[What is required]: Filter the entries below, keeping every line that has the word "with".

[Source data]:
::::::
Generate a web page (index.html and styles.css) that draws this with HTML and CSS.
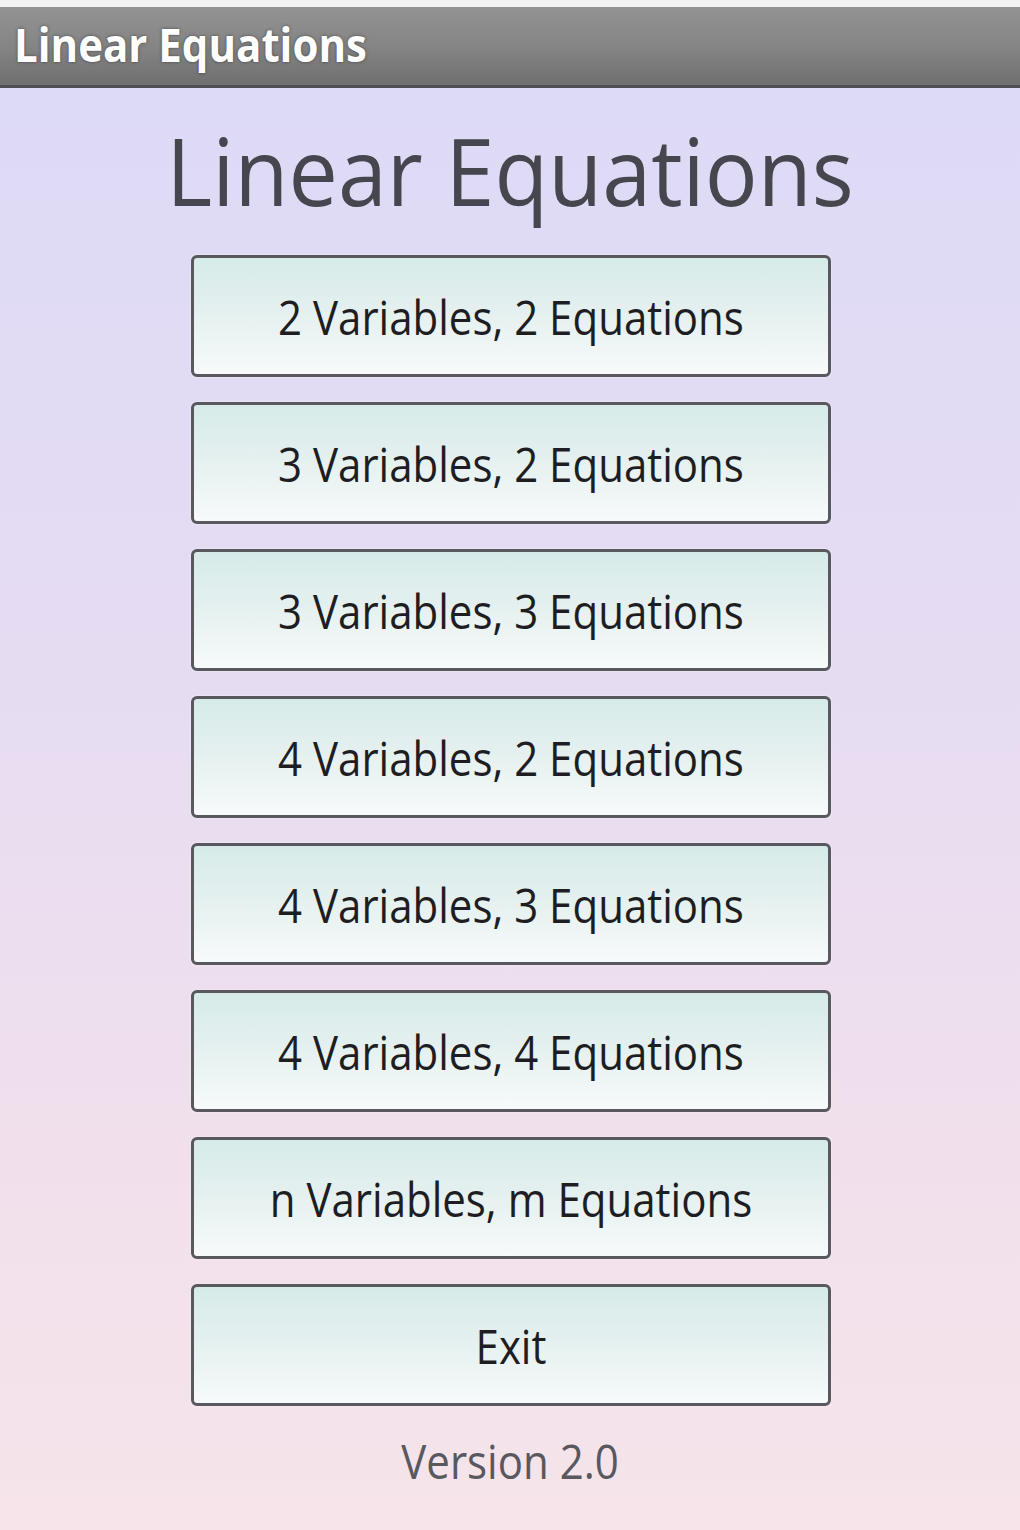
::::::
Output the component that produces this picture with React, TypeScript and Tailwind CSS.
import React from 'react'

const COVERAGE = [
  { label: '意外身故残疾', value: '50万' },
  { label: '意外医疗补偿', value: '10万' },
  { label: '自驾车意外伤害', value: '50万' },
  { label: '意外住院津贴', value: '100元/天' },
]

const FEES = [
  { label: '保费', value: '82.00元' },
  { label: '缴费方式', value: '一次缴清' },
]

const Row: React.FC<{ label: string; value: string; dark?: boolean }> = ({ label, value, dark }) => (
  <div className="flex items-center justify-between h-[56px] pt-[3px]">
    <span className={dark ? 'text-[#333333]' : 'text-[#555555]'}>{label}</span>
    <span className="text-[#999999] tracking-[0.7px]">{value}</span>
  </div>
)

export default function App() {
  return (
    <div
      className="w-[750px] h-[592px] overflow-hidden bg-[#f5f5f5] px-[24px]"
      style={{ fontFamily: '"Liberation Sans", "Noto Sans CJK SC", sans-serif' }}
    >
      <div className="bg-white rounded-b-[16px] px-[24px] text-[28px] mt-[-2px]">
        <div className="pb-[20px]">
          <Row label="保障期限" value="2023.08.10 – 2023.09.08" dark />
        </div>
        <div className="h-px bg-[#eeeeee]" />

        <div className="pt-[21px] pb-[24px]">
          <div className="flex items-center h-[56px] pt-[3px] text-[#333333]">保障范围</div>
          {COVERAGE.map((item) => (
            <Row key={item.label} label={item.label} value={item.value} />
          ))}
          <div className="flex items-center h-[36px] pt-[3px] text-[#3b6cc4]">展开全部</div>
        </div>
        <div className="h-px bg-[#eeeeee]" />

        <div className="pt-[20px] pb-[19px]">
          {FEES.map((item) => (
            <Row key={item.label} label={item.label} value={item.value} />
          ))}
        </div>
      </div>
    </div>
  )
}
::::::
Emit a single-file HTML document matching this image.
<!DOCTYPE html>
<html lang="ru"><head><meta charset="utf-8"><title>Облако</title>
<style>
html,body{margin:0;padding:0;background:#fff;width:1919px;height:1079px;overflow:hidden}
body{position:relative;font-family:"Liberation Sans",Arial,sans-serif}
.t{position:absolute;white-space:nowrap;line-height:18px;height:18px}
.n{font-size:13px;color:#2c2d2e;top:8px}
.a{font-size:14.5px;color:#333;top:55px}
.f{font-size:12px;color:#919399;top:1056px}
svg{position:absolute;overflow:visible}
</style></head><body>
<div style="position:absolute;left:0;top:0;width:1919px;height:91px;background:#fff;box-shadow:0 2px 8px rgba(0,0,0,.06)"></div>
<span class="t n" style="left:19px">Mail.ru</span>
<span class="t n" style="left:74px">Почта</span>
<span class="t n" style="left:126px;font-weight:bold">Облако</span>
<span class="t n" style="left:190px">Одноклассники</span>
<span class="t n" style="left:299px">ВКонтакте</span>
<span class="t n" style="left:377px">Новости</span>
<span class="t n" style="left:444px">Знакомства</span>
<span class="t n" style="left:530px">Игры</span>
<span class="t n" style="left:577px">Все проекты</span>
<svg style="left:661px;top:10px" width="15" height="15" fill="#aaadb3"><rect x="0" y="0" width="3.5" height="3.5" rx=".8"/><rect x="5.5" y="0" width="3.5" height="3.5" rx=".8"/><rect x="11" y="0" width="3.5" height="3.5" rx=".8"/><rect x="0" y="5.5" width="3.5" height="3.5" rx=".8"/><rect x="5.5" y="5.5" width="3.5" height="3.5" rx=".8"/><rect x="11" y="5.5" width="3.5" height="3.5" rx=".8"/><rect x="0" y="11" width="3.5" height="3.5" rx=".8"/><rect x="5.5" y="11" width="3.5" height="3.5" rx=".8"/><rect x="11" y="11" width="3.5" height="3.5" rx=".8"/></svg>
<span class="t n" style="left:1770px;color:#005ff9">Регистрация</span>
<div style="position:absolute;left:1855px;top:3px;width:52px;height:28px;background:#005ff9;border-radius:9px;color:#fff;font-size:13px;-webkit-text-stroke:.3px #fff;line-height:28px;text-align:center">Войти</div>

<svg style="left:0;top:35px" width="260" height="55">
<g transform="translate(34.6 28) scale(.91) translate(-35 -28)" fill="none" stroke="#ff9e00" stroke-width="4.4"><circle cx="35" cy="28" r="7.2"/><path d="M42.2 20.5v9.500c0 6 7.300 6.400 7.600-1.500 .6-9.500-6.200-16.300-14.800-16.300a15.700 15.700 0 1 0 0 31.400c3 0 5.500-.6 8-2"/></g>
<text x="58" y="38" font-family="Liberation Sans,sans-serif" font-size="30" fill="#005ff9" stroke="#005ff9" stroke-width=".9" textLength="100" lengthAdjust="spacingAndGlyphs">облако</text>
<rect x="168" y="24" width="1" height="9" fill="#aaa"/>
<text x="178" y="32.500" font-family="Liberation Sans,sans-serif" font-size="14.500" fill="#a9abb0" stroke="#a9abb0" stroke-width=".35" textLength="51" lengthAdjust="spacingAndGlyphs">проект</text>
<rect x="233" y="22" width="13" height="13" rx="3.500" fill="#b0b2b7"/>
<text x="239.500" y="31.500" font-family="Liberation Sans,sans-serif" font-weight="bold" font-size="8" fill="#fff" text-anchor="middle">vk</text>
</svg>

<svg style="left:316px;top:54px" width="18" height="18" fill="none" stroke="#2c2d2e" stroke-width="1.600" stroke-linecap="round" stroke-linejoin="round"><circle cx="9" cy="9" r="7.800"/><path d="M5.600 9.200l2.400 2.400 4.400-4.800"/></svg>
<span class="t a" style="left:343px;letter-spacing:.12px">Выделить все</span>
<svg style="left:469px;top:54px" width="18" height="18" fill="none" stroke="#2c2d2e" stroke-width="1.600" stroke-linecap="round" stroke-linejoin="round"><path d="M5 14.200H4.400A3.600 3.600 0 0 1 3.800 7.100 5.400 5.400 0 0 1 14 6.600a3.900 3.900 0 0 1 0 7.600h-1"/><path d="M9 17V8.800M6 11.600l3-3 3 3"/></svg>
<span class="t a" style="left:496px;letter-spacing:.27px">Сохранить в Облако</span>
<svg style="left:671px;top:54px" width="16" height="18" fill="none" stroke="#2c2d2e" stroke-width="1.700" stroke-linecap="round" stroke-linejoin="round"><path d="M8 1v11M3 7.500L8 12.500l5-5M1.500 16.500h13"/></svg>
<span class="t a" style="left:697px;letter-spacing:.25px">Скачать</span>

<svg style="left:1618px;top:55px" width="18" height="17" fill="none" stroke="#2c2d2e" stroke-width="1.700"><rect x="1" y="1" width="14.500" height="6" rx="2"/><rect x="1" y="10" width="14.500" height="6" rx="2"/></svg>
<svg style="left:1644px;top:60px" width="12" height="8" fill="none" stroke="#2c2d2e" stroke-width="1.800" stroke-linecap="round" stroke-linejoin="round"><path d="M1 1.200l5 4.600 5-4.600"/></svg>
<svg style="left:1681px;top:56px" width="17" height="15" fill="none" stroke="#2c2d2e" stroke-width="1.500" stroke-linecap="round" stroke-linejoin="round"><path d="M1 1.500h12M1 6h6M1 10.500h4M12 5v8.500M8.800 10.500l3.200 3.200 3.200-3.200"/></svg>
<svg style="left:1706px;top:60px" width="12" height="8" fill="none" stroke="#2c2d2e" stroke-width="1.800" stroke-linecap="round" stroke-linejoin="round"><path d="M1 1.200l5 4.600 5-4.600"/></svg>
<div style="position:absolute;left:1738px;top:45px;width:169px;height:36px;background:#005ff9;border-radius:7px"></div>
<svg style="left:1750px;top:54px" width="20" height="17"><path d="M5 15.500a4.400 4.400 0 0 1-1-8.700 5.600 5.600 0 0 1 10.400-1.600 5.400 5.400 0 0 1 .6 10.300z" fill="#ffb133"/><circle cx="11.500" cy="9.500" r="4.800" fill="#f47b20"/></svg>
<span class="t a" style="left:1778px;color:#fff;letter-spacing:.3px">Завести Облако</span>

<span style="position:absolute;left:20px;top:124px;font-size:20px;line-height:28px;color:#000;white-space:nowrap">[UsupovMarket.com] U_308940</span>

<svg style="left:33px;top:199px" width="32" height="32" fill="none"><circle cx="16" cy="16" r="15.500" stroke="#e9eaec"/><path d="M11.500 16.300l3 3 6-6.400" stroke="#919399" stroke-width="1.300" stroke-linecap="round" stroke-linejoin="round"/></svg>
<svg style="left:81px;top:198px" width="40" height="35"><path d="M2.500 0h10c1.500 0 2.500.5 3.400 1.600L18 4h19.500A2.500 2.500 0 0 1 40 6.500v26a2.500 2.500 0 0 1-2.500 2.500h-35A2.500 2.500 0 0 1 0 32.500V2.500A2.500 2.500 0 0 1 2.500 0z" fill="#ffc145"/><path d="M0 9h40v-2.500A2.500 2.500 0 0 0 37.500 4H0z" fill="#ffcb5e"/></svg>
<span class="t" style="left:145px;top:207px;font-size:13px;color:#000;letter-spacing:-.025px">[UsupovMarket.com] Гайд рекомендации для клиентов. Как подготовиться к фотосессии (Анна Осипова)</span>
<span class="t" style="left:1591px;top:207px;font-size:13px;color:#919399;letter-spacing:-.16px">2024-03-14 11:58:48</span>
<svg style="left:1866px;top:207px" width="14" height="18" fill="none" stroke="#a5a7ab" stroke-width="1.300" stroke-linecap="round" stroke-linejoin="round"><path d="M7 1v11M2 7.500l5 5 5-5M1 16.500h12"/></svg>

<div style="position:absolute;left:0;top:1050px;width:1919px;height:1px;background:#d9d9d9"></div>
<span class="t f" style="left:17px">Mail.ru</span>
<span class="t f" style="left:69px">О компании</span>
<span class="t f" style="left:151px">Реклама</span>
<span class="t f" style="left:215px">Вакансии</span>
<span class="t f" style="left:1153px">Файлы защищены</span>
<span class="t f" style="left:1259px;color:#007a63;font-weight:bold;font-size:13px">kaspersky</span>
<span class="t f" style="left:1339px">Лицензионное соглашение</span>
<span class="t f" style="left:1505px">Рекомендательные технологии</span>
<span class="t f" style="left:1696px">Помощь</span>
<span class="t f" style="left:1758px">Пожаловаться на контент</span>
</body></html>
::::::
[Exercise result]:
Generate a web page (index.html and styles.css) that draws this with HTML and CSS.
Output the component that produces this picture with React, TypeScript and Tailwind CSS.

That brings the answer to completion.